### [Exercise details]
Read the lines that follow and tally those with the word "styles"; give the number and nothing else.
● ● ● ●
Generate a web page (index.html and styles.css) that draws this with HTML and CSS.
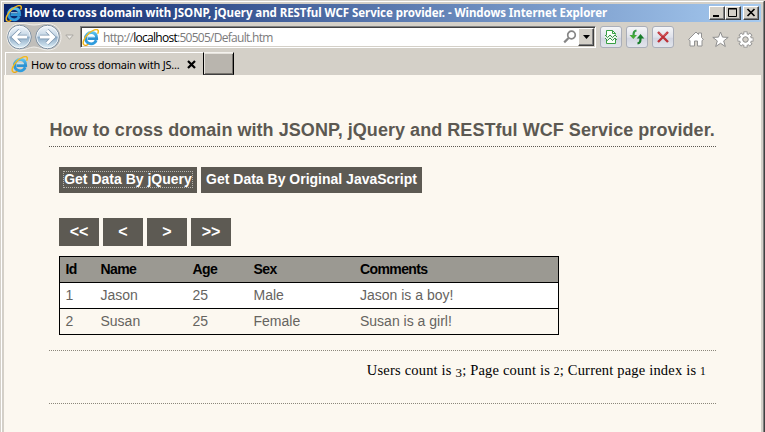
FILE: index.html
```html
<!DOCTYPE html>
<html lang="en">
<head>
<meta charset="utf-8">
<title>How to cross domain with JSONP, jQuery and RESTful WCF Service provider.</title>
<link rel="stylesheet" href="styles.css">
</head>
<body>
<svg class="defs" width="0" height="0">
  <defs>
    <linearGradient id="blue" x1="0" y1="0" x2="0" y2="1"><stop offset="0" stop-color="#58c3ee"/><stop offset=".5" stop-color="#2b91d2"/><stop offset="1" stop-color="#2f9edf"/></linearGradient>
    <linearGradient id="orb" x1="0" y1="0" x2="0" y2="1"><stop offset="0" stop-color="#f3f8fc"/><stop offset=".45" stop-color="#c5d6e5"/><stop offset=".52" stop-color="#8facc6"/><stop offset="1" stop-color="#e2f3fb"/></linearGradient>
    <symbol id="ie" viewBox="0 0 16 16">
      <path d="M13.4 10.6C12.4 13 10.8 14 8.6 14 5.5 14 3.3 11.8 3.3 8.7S5.6 3.3 8.7 3.3s5.1 2.1 5.1 5.7H5.2" fill="none" stroke="url(#blue)" stroke-width="2.7"/>
      <path d="M5.5 7.2h6.4" stroke="#bdeafa" stroke-width=".8"/>
      <path d="M2.3 15.2C-.5 13.7 2 8.1 6.2 4.2 10 .8 14.4-.5 15.2 1.5c.3.8.1 1.8-.5 3" fill="none" stroke="#f3b91c" stroke-width="1.4"/>
      <path d="M2.3 15.2c1 .5 2.5 0 3.7-.8" fill="none" stroke="#e7a511" stroke-width="1.3"/>
    </symbol>
  </defs>
</svg>
<div class="window">
  <header class="titlebar">
    <svg class="title-ie" width="17" height="17"><use href="#ie"/></svg>
    <span class="title">How to cross domain with JSONP, jQuery and RESTful WCF Service provider. - Windows Internet Explorer</span>
    <div class="controls">
      <span class="control"><svg width="14" height="12"><path d="M3 9h6" stroke="#000" stroke-width="2"/></svg></span>
      <span class="control"><svg width="14" height="12"><path d="M2.500 1.500h8v8h-8zM2 2h9" fill="none" stroke="#000"/></svg></span>
      <span class="control close"><svg width="14" height="12"><path d="M3.500 2l7 7M10.500 2l-7 7" stroke="#000" stroke-width="1.700"/></svg></span>
    </div>
  </header>
  <nav class="toolbar">
    <svg class="orbs" width="58" height="30" viewBox="0 0 58 30">
      <path d="M15 1.500C21 1 23 3 29 3s8-2 14-1.500C51 2 56 8 56 15s-5 13-13 13c-6 0-9-3-14-3s-8 3-14 3C7 28 2 22 2 15S7 2 15 1.500z" fill="#c0beba" stroke="#f0eeea"/>
      <g fill="url(#orb)" stroke="#788b9e"><circle cx="14.500" cy="15" r="11.700"/><circle cx="42.500" cy="15" r="11.700"/></g>
      <g fill="none" stroke="#fff" opacity=".8"><circle cx="14.500" cy="15" r="10.800"/><circle cx="42.500" cy="15" r="10.800"/></g>
      <g fill="none" stroke="#7893ad" stroke-width="4.400"><path d="M22 15H9M15 8.500L8.500 15l6.500 6.500M35 15h13M42 8.500l6.500 6.500-6.500 6.500"/></g>
      <g fill="none" stroke="#fff" stroke-width="3"><path d="M22 15H9M15 8.500L8.500 15l6.500 6.500M35 15h13M42 8.500l6.500 6.500-6.500 6.500"/></g>
    </svg>
    <svg class="history" width="9" height="7"><path d="M.8 1h7.400L4.500 5.300z" fill="#eceae6" stroke="#aaa8a3"/></svg>
    <div class="address">
      <svg width="17" height="17"><use href="#ie"/></svg>
      <span class="url">http://<b>localhost</b>:50505/Default.htm</span>
      <svg class="search" width="14" height="14" viewBox="0 0 14 14"><circle cx="8.500" cy="5" r="3.800" fill="#fff" stroke="#858585" stroke-width="1.700"/><path d="M5.600 8L1.200 12.400" stroke="#858585" stroke-width="2.200"/></svg>
      <span class="drop"><svg width="7" height="4"><path d="M0 0h7L3.500 4z"/></svg></span>
    </div>
    <div class="actions">
      <span class="action"><svg width="14" height="16" viewBox="0 0 14 16"><path d="M2.500 14.500v-13h6l3 3v10z" fill="#fafffa" stroke="#38a044"/><path d="M8.500 1.500v3h3" fill="none" stroke="#38a044"/><path d="M1 7l2.500 2.500L6 7l2.500 2.500L11 7l2 2" fill="none" stroke="#e8f5e8" stroke-width="3"/><path d="M1 6l2.500 2.500L6 6l2.500 2.500L11 6l2 2M1 9l2.500 2.500L6 9l2.500 2.500L11 9l2 2" fill="none" stroke="#258738" stroke-width=".9"/></svg></span>
      <span class="action"><svg width="16" height="16" viewBox="0 0 16 16"><path d="M7.500 1.500C5 2 4.500 3 4.500 7" fill="none" stroke="#349943" stroke-width="2.200"/><path d="M.5 6H8L4.300 10z" fill="#43aa35"/><path d="M8.500 14.500c2.500-.5 3-1.500 3-5.500" fill="none" stroke="#187d2b" stroke-width="2.200"/><path d="M7.800 9.500h7.500L11.500 5z" fill="#187d2b"/></svg></span>
      <span class="action"><svg width="14" height="14" viewBox="0 0 14 14"><path d="M2 2l10 10M12 2L2 12" stroke="#bd3037" stroke-width="2.400"/><path d="M3 2.500l3.500 3.500M11 2.500L7.500 6" stroke="#df7376"/></svg></span>
    </div>
    <div class="tools">
      <svg width="16" height="16" viewBox="0 0 16 16"><path d="M8 1l2.500 2.500V2h3v4.500l2 2-1.500 1V15H9.500v-5h-3v5H2V9.500l-1.500-1z" fill="#fff" stroke="#929292"/></svg>
      <svg width="17" height="17" viewBox="0 0 17 17"><path d="M8.500 1l2 5.100 5.700.3-4.500 3.500 1.600 5.600-4.800-3.200-4.800 3.200 1.600-5.600L.8 6.400l5.700-.3z" fill="#fff" stroke="#8e8e8e"/></svg>
      <svg width="17" height="17" viewBox="0 0 17 17"><g stroke="#8c8c8c" stroke-width="4"><path d="M8.500.6v15.800M.6 8.500h15.800M2.900 2.900l11.200 11.200M14.100 2.900L2.900 14.100"/></g><circle cx="8.500" cy="8.500" r="6.200" fill="#8c8c8c"/><g stroke="#fff" stroke-width="2.400"><path d="M8.500 1.300v14.400M1.300 8.500h14.400M3.400 3.400l10.200 10.200M13.600 3.400L3.400 13.600"/></g><circle cx="8.500" cy="8.500" r="4.300" fill="#d4d0c8" stroke="#fff" stroke-width="2.400"/><circle cx="8.500" cy="8.500" r="2.700" fill="#d4d0c8" stroke="#929292"/></svg>
    </div>
  </nav>
  <div class="tabs">
    <div class="tab"><svg width="17" height="17"><use href="#ie"/></svg><span class="tab-title">How to cross domain with JS...</span><svg class="tab-close" width="9" height="9"><path d="M1 1l7 7M8 1L1 8" stroke="#000" stroke-width="2.200"/></svg></div>
    <div class="new-tab"></div>
  </div>
  <main class="page">
    <h1><span>How to cross domain with JSONP, jQuery and RESTful WCF Service provider.</span></h1>
    <div class="row"><button class="focused"><span>Get Data By jQuery</span></button><button class="second">Get Data By Original JavaScript</button></div>
    <div class="row pager"><button>&lt;&lt;</button><button>&lt;</button><button>&gt;</button><button>&gt;&gt;</button></div>
    <div class="grid" role="table">
      <div class="record head" role="row"><span>Id</span><span>Name</span><span>Age</span><span>Sex</span><span>Comments</span></div>
      <div class="record odd" role="row"><span>1</span><span>Jason</span><span>25</span><span>Male</span><span>Jason is a boy!</span></div>
      <div class="record" role="row"><span>2</span><span>Susan</span><span>25</span><span>Female</span><span>Susan is a girl!</span></div>
    </div>
    <footer><span class="summary">Users count is <i class="low">3</i>; Page count is <i>2</i>; Current page index is <i>1</i></span></footer>
  </main>
</div>
</body>
</html>
```
FILE: styles.css
```css
* { box-sizing: border-box; }
body { margin: 0; background: #d4d0c8; overflow: hidden; font-family: "Liberation Sans", Arial, sans-serif; }
svg { display: block; flex: none; }
.defs { position: absolute; }
.window {
  height: 432px; padding: 2px 2px 0 2px;
  border-top: 1px solid #fff; border-left: 1px solid #fff; border-right: 1px solid #808080;
  margin: 1px 1px 0; box-shadow: 1px 0 #404040;
}
.titlebar {
  display: flex; align-items: center; height: 18px; padding: 0 2px 0 1px;
  background: linear-gradient(90deg, #0a246a, #a6caf0);
}
.title { margin-left: 2px; color: #fff; font: bold 11.5px/18px "Noto Sans", sans-serif; letter-spacing: -.058px; white-space: nowrap; }
.controls { display: flex; margin-left: auto; }
.control {
  width: 16px; height: 14px; background: #d4d0c8; border: 1px solid;
  border-color: #fff #404040 #404040 #fff; box-shadow: inset -1px -1px #808080;
}
.close { margin-left: 2px; }
.toolbar { display: flex; height: 30px; }
.orbs { margin: 0 0 0 1px; }
.history { margin: 12px 6px 0 2px; }
.address {
  display: flex; align-items: center; width: 516px; height: 22px; margin-top: 4px; padding-left: 1px;
  background: #fff; border: 1px solid; border-color: #808080 #fff #fff #808080;
  box-shadow: inset 1px 1px #404040, inset -1px -1px #d4d0c8;
}
.url { margin: 2px 0 0 4px; color: #7b7b7b; font: 12px/18px "Open Sans", "Noto Sans", sans-serif; letter-spacing: -.72px; white-space: nowrap; }
.url b { color: #000; font-weight: normal; }
.search { margin-left: auto; }
.drop {
  display: flex; align-items: center; justify-content: center; width: 16px; height: 18px; margin: 0 1px;
  background: #d4d0c8; border: 1px solid; border-color: #fff #404040 #404040 #fff; box-shadow: inset -1px -1px #808080;
}
.actions { display: flex; gap: 4px; margin: 4px 0 0 4px; }
.action {
  display: flex; align-items: center; justify-content: center; width: 22px; height: 22px;
  border: 1px solid #aaaeb9; border-radius: 3px; background: linear-gradient(#f5f6f8, #dfe1ea 52%, #d2d5e1 54%, #e2e5ec);
}
.tools { display: flex; align-items: center; gap: 8px; margin: 4px 0 0 14px; }
.tabs { display: flex; height: 23px; padding-left: 1px; }
.tab { display: flex; align-items: center; width: 198px; padding: 0 7px 0 5px; border-top: 1px solid #fff; border-left: 1px solid #fff; }
.tab-title { margin: 2px 0 0 3px; font: 11px/20px "Noto Sans", sans-serif; letter-spacing: -.2px; white-space: nowrap; }
.tab-close { margin-left: auto; }
.new-tab { width: 31px; background: #b9b5ae; border: 1px solid; border-color: #f4f2ee #000 #404040 #000; box-shadow: inset 1px 1px #e5e2dc, inset -1px -1px #77746e; }
.page { height: 357px; padding: 37px 45px 0; background: #fcf8f0; }
h1 {
  height: 35px; margin: 0; padding-top: 1px; color: #5c5952; font-size: 18px; line-height: 35px; letter-spacing: .048px; white-space: nowrap;
  background: repeating-linear-gradient(90deg, #5c5952 0 1px, transparent 1px 2px) bottom / 100% 1px no-repeat;
}
h1 span { margin-left: .5px; }
.row { display: flex; gap: 4px; margin: 20px 0 0 10px; }
button { height: 26px; padding: 0 0 2px; border: 0; background: #5d5a53; color: #fff; font: bold 14px/16px "Liberation Sans", Arial, sans-serif; white-space: nowrap; }
.focused { width: 138px; padding-bottom: 1px; }
.focused span { display: block; width: 128px; height: 15px; margin: 0 auto; line-height: 15px; outline: 1px dotted #b5b3ad; outline-offset: 0; }
.second { width: 221px; }
.pager { margin-top: 25px; }
.pager button { width: 40px; height: 28px; padding: 0; font-size: 16px; }
.grid { width: 500px; margin: 10px 0 15px 10px; border: 1px solid #000; border-top: 0; color: #66645f; font-size: 14px; }
.record { display: grid; grid-template-columns: 35px 92px 61px 106.500px 1fr; height: 26px; padding-left: 5.500px; border-top: 1px solid #000; line-height: 24px; }
.head { background: #9b9992; color: #000; font-weight: bold; font-size: 14px; letter-spacing: -.6px; }
.odd { background: #fff; }
footer {
  display: flex; justify-content: flex-end; height: 54px; padding: 8px 10px 0 0; font: 14.500px/24px "Liberation Serif", serif;
  background: repeating-linear-gradient(90deg, #8b877b 0 1px, transparent 1px 2px) top / 100% 1px no-repeat,
    repeating-linear-gradient(90deg, #8b877b 0 1px, transparent 1px 2px) bottom / 100% 1px no-repeat;
}
.summary { white-space: nowrap; letter-spacing: .19px; }
.summary i { font-style: normal; font-size: 11.500px; line-height: 1; }
.summary .low { font-size: 13px; position: relative; top: 2px; }
```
● ● ● ●
### [The reply]
3